Adjustable Rate Mortgage

An adjustable rate mortgage is a mortgage in which the payments made are adjusted periodically due to various factors on the side of the lender, and throughout the overview of the loan. An adjustable rate mortgage often starts out with lower payments for a set number of months; commonly these types of adjustable rate mortgage plans come in a 1, 3, or 5 year increments; however, on some occasions, the fixed rate can last for as little as a month.

During this time, the capital and interest payments are lower, to ease the buyer into the mortgage process. However, this is often a move of greater risk from the lending company. Because at the beginning, the homeowners are able to pay the mortgage payments, but when reevaluation comes along, and the rate is increased, in some cases, the homeowner can no longer afford the payments.

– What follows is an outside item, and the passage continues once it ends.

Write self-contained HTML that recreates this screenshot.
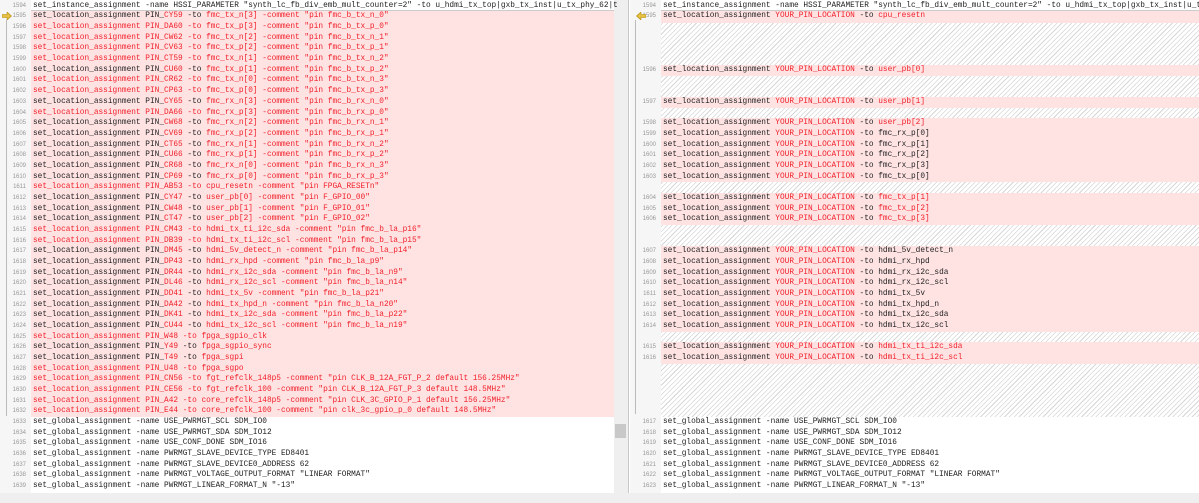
<!DOCTYPE html>
<html><head><meta charset="utf-8"><style>
*{margin:0;padding:0;box-sizing:border-box}
body{width:1199px;height:503px;overflow:hidden;background:#fff;position:relative;font-family:"Liberation Mono",monospace;font-size:7.8px;color:#222}
.gut{position:absolute;top:0;height:493px;background:#f6f6f6}
.row{position:absolute;left:0;height:10.7px;line-height:10.7px;white-space:pre;width:100%}
.n{position:absolute;width:26px;text-align:right;font-size:6px;color:#999;font-family:"Liberation Sans",sans-serif}
.t{position:absolute}
.p{background:#ffe3e3}
.h{background:repeating-linear-gradient(135deg,#fff 0,#fff 2.6px,#d6d6d6 2.6px,#d6d6d6 3.4px)}
b{font-weight:normal;color:#f0202a}
</style></head><body>
<div class="gut" style="left:0;width:31px"></div>
<div class="gut" style="left:630px;width:31px"></div>
<div style="position:absolute;left:614px;top:0;width:14px;height:493px;background:#efefef"></div>
<div style="position:absolute;left:615px;top:424px;width:11px;height:14px;background:#c8c8c8"></div>
<div style="position:absolute;left:628px;top:0;width:1px;height:493px;background:#c8c8c8"></div>
<div style="position:absolute;left:6px;top:20px;width:1px;height:396px;background:#bbb"></div>
<div style="position:absolute;left:635px;top:20px;width:1px;height:394px;background:#bbb"></div>
<div style="position:absolute;left:0;top:493px;width:1199px;height:10px;background:#efefef"></div>
<div id="L"></div>
<svg style="position:absolute;left:2px;top:12px" width="10" height="8"><path d="M0 2.5H5V0L9.5 4 5 8V5.5H0Z" fill="#e8c040" stroke="#b08a10" stroke-width=".6"/></svg>
<svg style="position:absolute;left:636px;top:12px" width="10" height="8"><path d="M10 2.5H5V0L0.5 4 5 8V5.5H10Z" fill="#e8c040" stroke="#b08a10" stroke-width=".6"/></svg>
<script>
var L=[
['set_instance_assignment -name HSSI_PARAMETER "synth_lc_fb_div_emb_mult_counter=2" -to u_hdmi_tx_top|gxb_tx_inst|u_tx_phy_62|t',0],
['CY59','fmc_tx_n[3]','pin fmc_b_tx_n_0',0],['DA60','fmc_tx_p[3]','pin fmc_b_tx_p_0',1],['CW62','fmc_tx_n[2]','pin fmc_b_tx_n_1',1],['CV63','fmc_tx_p[2]','pin fmc_b_tx_p_1',1],['CT59','fmc_tx_n[1]','pin fmc_b_tx_n_2',1],['CU60','fmc_tx_p[1]','pin fmc_b_tx_p_2',0],['CR62','fmc_tx_n[0]','pin fmc_b_tx_n_3',1],['CP63','fmc_tx_p[0]','pin fmc_b_tx_p_3',1],
['CY65','fmc_rx_n[3]','pin fmc_b_rx_n_0',0],['DA66','fmc_rx_p[3]','pin fmc_b_rx_p_0',1],['CW68','fmc_rx_n[2]','pin fmc_b_rx_n_1',0],['CV69','fmc_rx_p[2]','pin fmc_b_rx_p_1',0],['CT65','fmc_rx_n[1]','pin fmc_b_rx_n_2',0],['CU66','fmc_rx_p[1]','pin fmc_b_rx_p_2',0],['CR68','fmc_rx_n[0]','pin fmc_b_rx_n_3',0],['CP69','fmc_rx_p[0]','pin fmc_b_rx_p_3',0],
['AB53','cpu_resetn','pin FPGA_RESETn',1],['CY47','user_pb[0]','pin F_GPIO_00',0],['CW48','user_pb[1]','pin F_GPIO_01',0],['CT47','user_pb[2]','pin F_GPIO_02',0],
['CM43','hdmi_tx_ti_i2c_sda','pin fmc_b_la_p16',1],['DB39','hdmi_tx_ti_i2c_scl','pin fmc_b_la_p15',1],['DM45','hdmi_5v_detect_n','pin fmc_b_la_p14',0],['DP43','hdmi_rx_hpd','pin fmc_b_la_p9',0],['DR44','hdmi_rx_i2c_sda','pin fmc_b_la_n9',0],['DL46','hdmi_rx_i2c_scl','pin fmc_b_la_n14',0],['DD41','hdmi_tx_5v','pin fmc_b_la_p21',0],['DA42','hdmi_tx_hpd_n','pin fmc_b_la_n20',0],['DK41','hdmi_tx_i2c_sda','pin fmc_b_la_p22',0],['CU44','hdmi_tx_i2c_scl','pin fmc_b_la_n19',0],
['W48','fpga_sgpio_clk','',1],['Y49','fpga_sgpio_sync','',0],['T49','fpga_sgpi','',0],['U48','fpga_sgpo','',1],
['CN56','fgt_refclk_148p5','pin CLK_B_12A_FGT_P_2 default 156.25MHz',1],['CE56','fgt_refclk_100','pin CLK_B_12A_FGT_P_3 default 148.5MHz',1],['A42','core_refclk_148p5','pin CLK_3C_GPIO_P_1 default 156.25MHz',1],['E44','core_refclk_100','pin clk_3c_gpio_p_0 default 148.5MHz',1]];
var G=['USE_PWRMGT_SCL SDM_IO0','USE_PWRMGT_SDA SDM_IO12','USE_CONF_DONE SDM_IO16','PWRMGT_SLAVE_DEVICE_TYPE ED8401','PWRMGT_SLAVE_DEVICE0_ADDRESS 62','PWRMGT_VOLTAGE_OUTPUT_FORMAT "LINEAR FORMAT"','PWRMGT_LINEAR_FORMAT_N "-13"'];
var LH=10.67,T0=0.8;
function y(i){return (T0+i*LH).toFixed(2)}
function row(left,w,top,num,cls,html,border){return '<div class="row '+cls+'" style="left:'+left+'px;width:'+w+'px;top:'+top+'px'+(border?';border-bottom:1px solid #ccc':'')+'"><span class="n" style="left:-31px">'+num+'</span><span class="t" style="left:2px">'+html+'</span></div>';}
var h='';
/* continuous backgrounds */
h+='<div class="p" style="position:absolute;left:31px;width:583px;top:'+y(1)+'px;height:'+(38*LH).toFixed(2)+'px"></div>';
h+='<div class="h" style="position:absolute;left:661px;width:538px;top:'+y(1)+'px;height:'+(38*LH).toFixed(2)+'px"></div>';
h+=row(31,583,y(0),1594,'',L[0][0],1);
for(var i=1;i<L.length;i++){var a=L[i],s;
 if(a[3]) s='<b>set_location_assignment PIN_'+a[0]+' -to '+a[1]+(a[2]?' -comment "'+a[2]+'"':'')+'</b>';
 else s='set_location_assignment PIN_<b>'+a[0]+'</b> -to <b>'+a[1]+(a[2]?' -comment "'+a[2]+'"':'')+'</b>';
 h+=row(31,583,y(i),1594+i,'',s);}
for(var j=0;j<G.length;j++)h+=row(31,583,y(39+j),1633+j,'','set_global_assignment -name '+G[j]);
var R={1:'cpu_resetn',6:'user_pb[0]',9:'user_pb[1]',11:'user_pb[2]',12:'fmc_rx_p[0]',13:'fmc_rx_p[1]',14:'fmc_rx_p[2]',15:'fmc_rx_p[3]',16:'fmc_tx_p[0]',18:'fmc_tx_p[1]',19:'fmc_tx_p[2]',20:'fmc_tx_p[3]',23:'hdmi_5v_detect_n',24:'hdmi_rx_hpd',25:'hdmi_rx_i2c_sda',26:'hdmi_rx_i2c_scl',27:'hdmi_tx_5v',28:'hdmi_tx_hpd_n',29:'hdmi_tx_i2c_sda',30:'hdmi_tx_i2c_scl',32:'hdmi_tx_ti_i2c_sda',33:'hdmi_tx_ti_i2c_scl'};
var red={1:1,6:1,9:1,11:1,18:1,19:1,20:1,32:1,33:1};
h+=row(661,538,y(0),1594,'',L[0][0].replace('u_tx_phy_62|t','u_t'),1);
var n=1595;
for(var k=1;k<=38;k++){
 if(R[k]){var v=red[k]?'<b>'+R[k]+'</b>':R[k];
  var st=k>1&&R[k-1]?(T0+k*LH-0.5).toFixed(2):y(k);
  h+='<div class="p" style="position:absolute;left:661px;width:538px;top:'+st+'px;height:'+(LH+0.6).toFixed(2)+'px"></div>';
  h+=row(661,538,y(k),n++,'','set_location_assignment <b>YOUR_PIN_LOCATION</b> -to '+v);}}
for(var j=0;j<G.length;j++)h+=row(661,538,y(39+j),1617+j,'','set_global_assignment -name '+G[j]);
document.getElementById('L').innerHTML=h;
</script>
</body></html>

An adjustable rate mortgage also has many factors built-in to regulate the change of the mortgage payments. In some cases, the increase can be restricted to occurring annually; which means that after the fixed rate period, the increased is done once a year, to keep the process streamlined, and help the borrower adjust budget wise.

There are also caps put on the interest rate and various other aspects of an adjustable mortgage rate, to ensure that the change is noticeable, but that it is not crippling. Besides an adjustable rate mortgage, there are various other types of mortgages that can be taken out, which work in a similar fashion.